Me pregunto por qué no nos dejan terminar en casa, en medio del lugar que nos vio movernos, salir día tras día al trabajo, volver y sentarnos en medio de sus paredes. Entre nuestras cosas, esos objetos que queremos porque ya son parte de nosotros, no por su valor, sino por su fidelidad. Pero esto, ni a la ciencia ni a nuestros seres queridos les parece una razón suficiente. Los médicos dirán que eso sería negligencia, omitiendo las ganancias económicas de los hospitales privados y el de facto de los públicos.
Y allí están nuestros seres queridos, que sí se pueden mover y comer, pero que han visto sus días trastocados y que imploran internamente descansar, sin atreverse a decirse a ellos mismos que ya desean que nos vayamos. Claro, no por ellos, de nuevo, que nos vayamos por nuestro bien, para descansar de esta existencia. Bueno, total que a esos seres queridos, les parecería que no están haciendo lo correcto.

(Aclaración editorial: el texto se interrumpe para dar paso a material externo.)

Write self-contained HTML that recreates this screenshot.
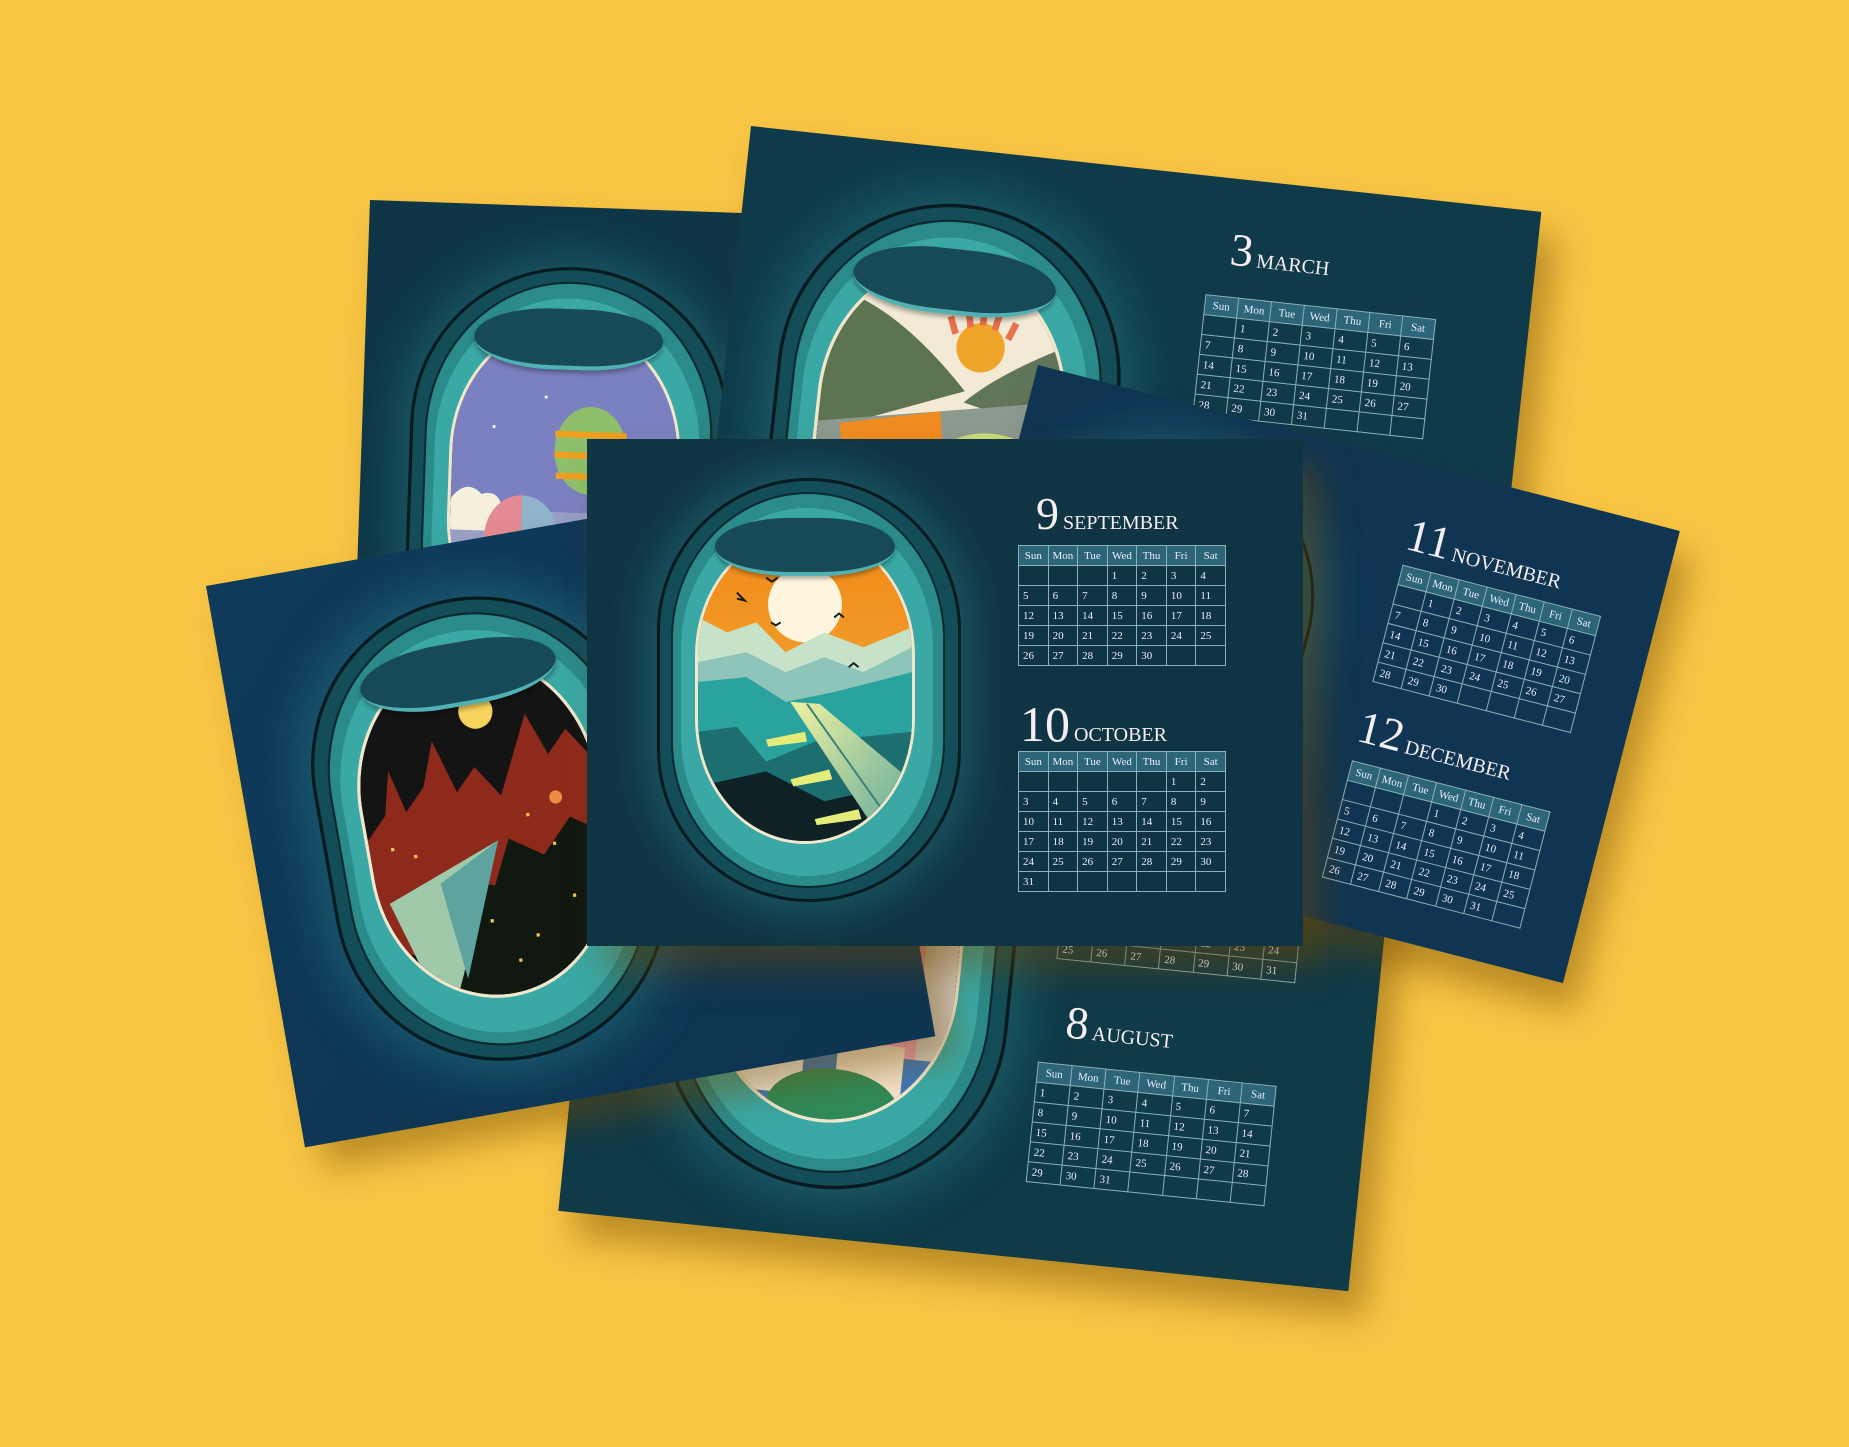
<!DOCTYPE html>
<html><head><meta charset="utf-8">
<style>
*{margin:0;padding:0;box-sizing:border-box}
html,body{width:1849px;height:1447px;overflow:hidden;background:#f9c544}
.card{position:absolute;overflow:hidden;box-shadow:18px 24px 34px rgba(110,70,0,.45)}
.win{position:absolute;width:304px;height:424px;transform-origin:0 0}
.w1{position:absolute;inset:0;border-radius:50%/36%;background:#134e58;border:3px solid #061a20;box-shadow:0 0 45px 12px rgba(60,180,180,.28)}
.w2{position:absolute;left:14px;right:16px;top:14px;bottom:14px;border-radius:50%/37%;background:#2b8a8a;border:2px solid #0b2a30}
.w3{position:absolute;left:24px;right:28px;top:30px;bottom:26px;border-radius:50%/38%;background:#3aa8a4}
.sc{position:absolute;left:38px;right:46px;top:52px;bottom:58px;border-radius:50%/40%;overflow:hidden;border:3px solid #f1e7cc;background:#222}
.sc svg{width:100%;height:100%;display:block}
.shade{position:absolute;left:58px;right:66px;top:40px;height:58px;border-radius:50%/60%;background:#174a56;border-bottom:4px solid #4fb1b3;box-shadow:0 3px 4px rgba(0,0,0,.3)}
.ttl{position:absolute;color:#f6eef0;font-family:"Liberation Serif",serif;white-space:nowrap;line-height:1}
.ttl b{font-weight:normal;font-size:46px}
.ttl span{font-size:20px;margin-left:4px}
table.cal{position:absolute;border-collapse:collapse;table-layout:fixed;font-family:"Liberation Serif",serif;color:#eef;font-size:11px}
table.cal td{border:1px solid #8fb0b7;height:20px;padding-left:4px;text-align:left}
table.cal tr:first-child td{background:#2c6577;text-align:center;padding:0}
</style></head><body>

<!-- balloon card -->
<div class="card" style="left:370px;top:200px;width:660px;height:560px;background:#0e3646;transform:rotate(2deg);transform-origin:0 0">
  <div class="win" style="left:48px;top:60px;transform:scale(1.05)">
    <div class="w1"></div><div class="w2"></div><div class="w3"></div>
    <div class="sc"><svg viewBox="0 0 220 310" preserveAspectRatio="none">
      <rect width="220" height="310" fill="#7b80c0"/><rect y="180" width="220" height="130" fill="#9aa0c8"/>
      <circle cx="40" cy="100" r="1.5" fill="#fff"/><circle cx="90" cy="70" r="1.5" fill="#fff"/><circle cx="180" cy="120" r="1.5" fill="#fff"/><circle cx="200" cy="150" r="1.5" fill="#fff"/>
      <path d="M0 170 q15-20 30-5 q15-5 20 10 l0 25 H0z" fill="#f4f0dc"/>
      <ellipse cx="135" cy="120" rx="35" ry="42" fill="#8fbf6a"/>
      <path d="M100 105 h70 M100 125 h70 M102 145 h66" stroke="#f0a020" stroke-width="6"/>
      <ellipse cx="70" cy="205" rx="36" ry="40" fill="#e48a94"/>
      <path d="M70 165 a36 40 0 0 1 0 80z" fill="#8fb4cc"/>
      <path d="M34 215 l72 0 l-10 10 l-10-10 l-10 10 l-10-10 l-10 10 l-10-10 l-10 10z" fill="#e6d070"/>
      <path d="M50 240 L62 275 h16 L90 240z" fill="#e48a94"/>
    </svg></div>
    <div class="shade"></div>
  </div>
</div>

<!-- March card -->
<div class="card" style="left:751px;top:126px;width:795px;height:560px;background:#0f3a4a;transform:rotate(6.2deg);transform-origin:0 0">
  <div class="win" style="left:52px;top:55px;transform:scale(1.13)">
    <div class="w1"></div><div class="w2"></div><div class="w3"></div>
    <div class="sc"><svg viewBox="0 0 220 310" preserveAspectRatio="none">
      <rect width="220" height="310" fill="#f3ead6"/>
      <circle cx="140" cy="70" r="22" fill="#f0a52a"/>
      <path d="M110 45 l6 15 M125 35 l4 18 M140 30 v20 M155 35 l-4 18 M170 45 l-6 15" stroke="#e8704a" stroke-width="6"/>
      <path d="M0 30 Q60 40 130 110 L0 160z" fill="#5d7450"/>
      <path d="M220 60 Q160 90 130 120 L220 140z" fill="#60755a"/>
      <path d="M0 150 L220 110 V310 H0z" fill="#8c9a90"/>
      <path d="M20 150 L110 130 L120 190 L30 205z" fill="#f08c20"/>
      <ellipse cx="160" cy="170" rx="45" ry="25" fill="#c9dc7a"/>
      <path d="M20 215 L100 200 L110 250 L20 270z" fill="#f1eab0"/>
      <path d="M120 210 L200 200 L200 250 L130 260z" fill="#f3ead0"/>
    </svg></div>
    <div class="shade"></div>
  </div>
  <div class="ttl" style="left:490px;top:48px"><b>3</b><span>MARCH</span></div>
  <table class="cal" style="left:470px;top:118px;width:232px">
    <tr><td>Sun</td><td>Mon</td><td>Tue</td><td>Wed</td><td>Thu</td><td>Fri</td><td>Sat</td></tr>
    <tr><td></td><td>1</td><td>2</td><td>3</td><td>4</td><td>5</td><td>6</td></tr>
    <tr><td>7</td><td>8</td><td>9</td><td>10</td><td>11</td><td>12</td><td>13</td></tr>
    <tr><td>14</td><td>15</td><td>16</td><td>17</td><td>18</td><td>19</td><td>20</td></tr>
    <tr><td>21</td><td>22</td><td>23</td><td>24</td><td>25</td><td>26</td><td>27</td></tr>
    <tr><td>28</td><td>29</td><td>30</td><td>31</td><td></td><td></td><td></td></tr>
  </table>
</div>

<!-- August card -->
<div class="card" style="left:619px;top:614px;width:794px;height:600px;background:#0f3a48;transform:rotate(5.8deg);transform-origin:0 0">
  <div class="win" style="left:82px;top:68px;transform:scale(1.14)">
    <div class="w1"></div><div class="w2"></div><div class="w3"></div>
    <div class="sc"><svg viewBox="0 0 220 310" preserveAspectRatio="none">
      <rect width="220" height="310" fill="#3f78b8"/>
      <rect x="0" y="120" width="40" height="120" fill="#f2efe6"/><rect x="40" y="150" width="45" height="110" fill="#d9bf58"/>
      <rect x="85" y="130" width="40" height="110" fill="#3a9a8c"/><rect x="120" y="110" width="40" height="130" fill="#e88a7a"/>
      <rect x="155" y="130" width="40" height="120" fill="#f0a0b8"/><rect x="190" y="100" width="30" height="150" fill="#d8d0c8"/>
      <rect x="20" y="230" width="70" height="60" fill="#f5f0e2"/><rect x="120" y="240" width="60" height="50" fill="#f3e3c9"/>
      <ellipse cx="120" cy="300" rx="60" ry="35" fill="#2f8a58"/>
      <ellipse cx="60" cy="170" rx="22" ry="20" fill="#d9bf58"/>
    </svg></div>
    <div class="shade"></div>
  </div>
  <table class="cal" style="left:470px;top:178px;width:240px">
    <tr><td>Sun</td><td>Mon</td><td>Tue</td><td>Wed</td><td>Thu</td><td>Fri</td><td>Sat</td></tr>
    <tr><td></td><td></td><td></td><td></td><td>1</td><td>2</td><td>3</td></tr>
    <tr><td>4</td><td>5</td><td>6</td><td>7</td><td>8</td><td>9</td><td>10</td></tr>
    <tr><td>11</td><td>12</td><td>13</td><td>14</td><td>15</td><td>16</td><td>17</td></tr>
    <tr><td>18</td><td>19</td><td>20</td><td>21</td><td>22</td><td>23</td><td>24</td></tr>
    <tr><td>25</td><td>26</td><td>27</td><td>28</td><td>29</td><td>30</td><td>31</td></tr>
  </table>
  <div class="ttl" style="left:486px;top:338px"><b>8</b><span>AUGUST</span></div>
  <table class="cal" style="left:462px;top:403px;width:240px">
    <tr><td>Sun</td><td>Mon</td><td>Tue</td><td>Wed</td><td>Thu</td><td>Fri</td><td>Sat</td></tr>
    <tr><td>1</td><td>2</td><td>3</td><td>4</td><td>5</td><td>6</td><td>7</td></tr>
    <tr><td>8</td><td>9</td><td>10</td><td>11</td><td>12</td><td>13</td><td>14</td></tr>
    <tr><td>15</td><td>16</td><td>17</td><td>18</td><td>19</td><td>20</td><td>21</td></tr>
    <tr><td>22</td><td>23</td><td>24</td><td>25</td><td>26</td><td>27</td><td>28</td></tr>
    <tr><td>29</td><td>30</td><td>31</td><td></td><td></td><td></td><td></td></tr>
  </table>
</div>

<!-- November card -->
<div class="card" style="left:1038px;top:365px;width:663px;height:467px;background:#0f3553;transform:rotate(14.5deg);transform-origin:0 0">
  <div class="win" style="left:26px;top:40px">
    <div class="w1"></div><div class="w2"></div><div class="w3"></div>
    <div class="sc"></div><div class="shade"></div>
  </div>
  <div class="ttl" style="left:400px;top:48px"><b>11</b><span>NOVEMBER</span></div>
  <table class="cal" style="left:403px;top:102px;width:205px">
    <tr><td>Sun</td><td>Mon</td><td>Tue</td><td>Wed</td><td>Thu</td><td>Fri</td><td>Sat</td></tr>
    <tr><td></td><td>1</td><td>2</td><td>3</td><td>4</td><td>5</td><td>6</td></tr>
    <tr><td>7</td><td>8</td><td>9</td><td>10</td><td>11</td><td>12</td><td>13</td></tr>
    <tr><td>14</td><td>15</td><td>16</td><td>17</td><td>18</td><td>19</td><td>20</td></tr>
    <tr><td>21</td><td>22</td><td>23</td><td>24</td><td>25</td><td>26</td><td>27</td></tr>
    <tr><td>28</td><td>29</td><td>30</td><td></td><td></td><td></td><td></td></tr>
  </table>
  <div class="ttl" style="left:401px;top:246px"><b>12</b><span>DECEMBER</span></div>
  <table class="cal" style="left:403px;top:304px;width:205px">
    <tr><td>Sun</td><td>Mon</td><td>Tue</td><td>Wed</td><td>Thu</td><td>Fri</td><td>Sat</td></tr>
    <tr><td></td><td></td><td></td><td>1</td><td>2</td><td>3</td><td>4</td></tr>
    <tr><td>5</td><td>6</td><td>7</td><td>8</td><td>9</td><td>10</td><td>11</td></tr>
    <tr><td>12</td><td>13</td><td>14</td><td>15</td><td>16</td><td>17</td><td>18</td></tr>
    <tr><td>19</td><td>20</td><td>21</td><td>22</td><td>23</td><td>24</td><td>25</td></tr>
    <tr><td>26</td><td>27</td><td>28</td><td>29</td><td>30</td><td>31</td><td></td></tr>
  </table>
</div>

<!-- night card -->
<div class="card" style="left:206px;top:586px;width:640px;height:570px;background:linear-gradient(135deg,#0f3a5a,#0d3450);transform:rotate(-10deg);transform-origin:0 0">
  <div class="win" style="left:70px;top:55px;transform:scale(1.1)">
    <div class="w1"></div><div class="w2"></div><div class="w3"></div>
    <div class="sc"><svg viewBox="0 0 220 310" preserveAspectRatio="none">
      <rect width="220" height="310" fill="#141414"/>
      <circle cx="120" cy="50" r="16" fill="#f7d35c"/>
      <path d="M0 150 L20 130 L30 90 L40 130 L60 110 L75 70 L90 120 L110 100 L130 130 L150 90 L165 60 L180 100 L200 80 L220 110 V260 H0z" fill="#8e2a1c"/>
      <circle cx="180" cy="140" r="6" fill="#f08a40"/>
      <path d="M60 250 L80 200 L110 210 L130 170 L160 190 L190 160 L220 180 V310 H60z" fill="#101810"/>
      <g fill="#f2c94c"><rect x="20" y="160" width="3" height="3"/><rect x="40" y="170" width="3" height="3"/><rect x="150" y="150" width="3" height="3"/><rect x="170" y="180" width="3" height="3"/><rect x="100" y="240" width="3" height="3"/><rect x="140" y="260" width="3" height="3"/><rect x="180" y="230" width="3" height="3"/><rect x="120" y="280" width="3" height="3"/><rect x="200" y="270" width="3" height="3"/></g>
      <path d="M10 210 L120 170 L60 300 L40 310z" fill="#9fc9a8"/>
      <path d="M60 200 L120 170 L70 290z" fill="#5fa3a0"/>
    </svg></div>
    <div class="shade"></div>
  </div>
</div>

<!-- center card -->
<div class="card" style="left:587px;top:439px;width:716px;height:507px;background:#0f3443">
  <div class="win" style="left:70px;top:39px">
    <div class="w1"></div><div class="w2"></div><div class="w3"></div>
    <div class="sc"><svg viewBox="0 0 220 310" preserveAspectRatio="none">
      <defs>
        <linearGradient id="sky" x1="0" y1="0" x2="0" y2="1"><stop offset="0" stop-color="#f08a18"/><stop offset="1" stop-color="#f5b040"/></linearGradient>
        <linearGradient id="wg" x1="0" y1="0" x2="1" y2="1"><stop offset="0" stop-color="#f0f2a0"/><stop offset="1" stop-color="#5aa79e"/></linearGradient>
      </defs>
      <rect width="220" height="310" fill="url(#sky)"/>
      <circle cx="110" cy="72" r="38" fill="#fdf5de"/>
      <path d="M0 85 L30 100 L60 90 L90 120 L130 100 L170 115 L220 95 V170 H0z" fill="#c6e2c8"/>
      <path d="M0 130 L50 120 L90 140 L130 125 L170 140 L220 115 V210 H0z" fill="#8fc4ba"/>
      <path d="M0 150 L50 145 L90 170 L140 160 L220 140 V260 H0z" fill="#2aa39f"/>
      <path d="M0 200 L40 195 L70 230 L120 210 L220 200 V310 H0z" fill="#1c6f6e"/>
      <path d="M0 255 L70 240 L130 270 L220 250 V310 H0z" fill="#0e2225"/>
      <path d="M95 170 L125 172 L220 250 L220 310 L190 310z" fill="url(#wg)"/>
      <path d="M112 172 L205 300" stroke="#3c7f7c" stroke-width="2"/>
      <path d="M70 208 L110 200 L112 210 L72 215z M95 248 L135 238 L138 248 L98 255z M120 288 L165 278 L168 288 L122 294z" fill="#e6ec7a"/>
      <path d="M40 60 l8 8 l-8 -2 M70 45 l6 4 l6-4 M75 90 l5 3 l5-3 M140 85 l5-4 l5 4 M155 135 l5-4 l5 4" stroke="#1a1a1a" stroke-width="2" fill="none"/>
    </svg></div>
    <div class="shade"></div>
  </div>
  <div class="ttl" style="left:433px;top:52px"><b style="margin-left:16px">9</b><span>SEPTEMBER</span></div>
  <table class="cal" style="left:431px;top:106px;width:208px">
    <tr><td>Sun</td><td>Mon</td><td>Tue</td><td>Wed</td><td>Thu</td><td>Fri</td><td>Sat</td></tr>
    <tr><td></td><td></td><td></td><td>1</td><td>2</td><td>3</td><td>4</td></tr>
    <tr><td>5</td><td>6</td><td>7</td><td>8</td><td>9</td><td>10</td><td>11</td></tr>
    <tr><td>12</td><td>13</td><td>14</td><td>15</td><td>16</td><td>17</td><td>18</td></tr>
    <tr><td>19</td><td>20</td><td>21</td><td>22</td><td>23</td><td>24</td><td>25</td></tr>
    <tr><td>26</td><td>27</td><td>28</td><td>29</td><td>30</td><td></td><td></td></tr>
  </table>
  <div class="ttl" style="left:433px;top:260px"><b style="font-size:50px">10</b><span>OCTOBER</span></div>
  <table class="cal" style="left:431px;top:312px;width:208px">
    <tr><td>Sun</td><td>Mon</td><td>Tue</td><td>Wed</td><td>Thu</td><td>Fri</td><td>Sat</td></tr>
    <tr><td></td><td></td><td></td><td></td><td></td><td>1</td><td>2</td></tr>
    <tr><td>3</td><td>4</td><td>5</td><td>6</td><td>7</td><td>8</td><td>9</td></tr>
    <tr><td>10</td><td>11</td><td>12</td><td>13</td><td>14</td><td>15</td><td>16</td></tr>
    <tr><td>17</td><td>18</td><td>19</td><td>20</td><td>21</td><td>22</td><td>23</td></tr>
    <tr><td>24</td><td>25</td><td>26</td><td>27</td><td>28</td><td>29</td><td>30</td></tr>
    <tr><td>31</td><td></td><td></td><td></td><td></td><td></td><td></td></tr>
  </table>
</div>

</body></html>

En nombre de lo correcto pues, aquí seguimos, hasta que la luz blanca de esta blanca habitación logre apagarse, logre ser forzada por esa criatura que viene a nuestra vida para despedirla. Noche tras noche, aunque ya no sepa del tiempo, sueño, y antes de soñar y ser libre allí, pido: tira la puerta, hazlo de una vez, pues sólo tú serás finalmente clemente y juiciosa, lejos, como siempre, de lo adecuado y lo debido. Derriba la puerta, pues he perdido la única ilusión que me quedaba: despedirme en casa.
La vejez en sí misma es terrible como lo es toda despedida, y esta es la más fundamental de todas, pues es la de nuestra propia existencia. Los padecimientos de la edad, la nostalgia, la imposibilidad de hacer lo que se desea, son parte de las características de esa última etapa. Sin embargo, la idea de la vejez como algo carente de valor, no ha existido siempre, la humanidad ha tenido otras concepciones más respetuosas con el ritmo natural de la vida.
Basta con estudiar las formas en que las culturas antiguas asumían la vejez, tanto individual como comunitariamente, para observar que respeto y vejez eran sinónimos. Los guías solían ser ancianos o ancianas a quienes se les veía como la representación de la experiencia. El cambio de perspectiva respecto a la vejez inició apenas hace un par de décadas, con el advenimiento del sistema de consumo voraz y la pérdida en las condiciones laborales por las que lucharon los movimientos de obreros. La obsolescencia no solo fue impuesta a los productos que nos venden sino a la propia vida humana.
Si a esto agregamos lo que está ocurriendo debido al Covid-19, las cosas son aún más siniestras. Las personas de la tercera edad son la comunidad más vulnerable y golpeada por el virus. Los casos aumentan drásticamente y las circunstancias se repiten en cada rincón del planeta: personas mayores entubadas en camas de hospital, aisladas de todo y de todos.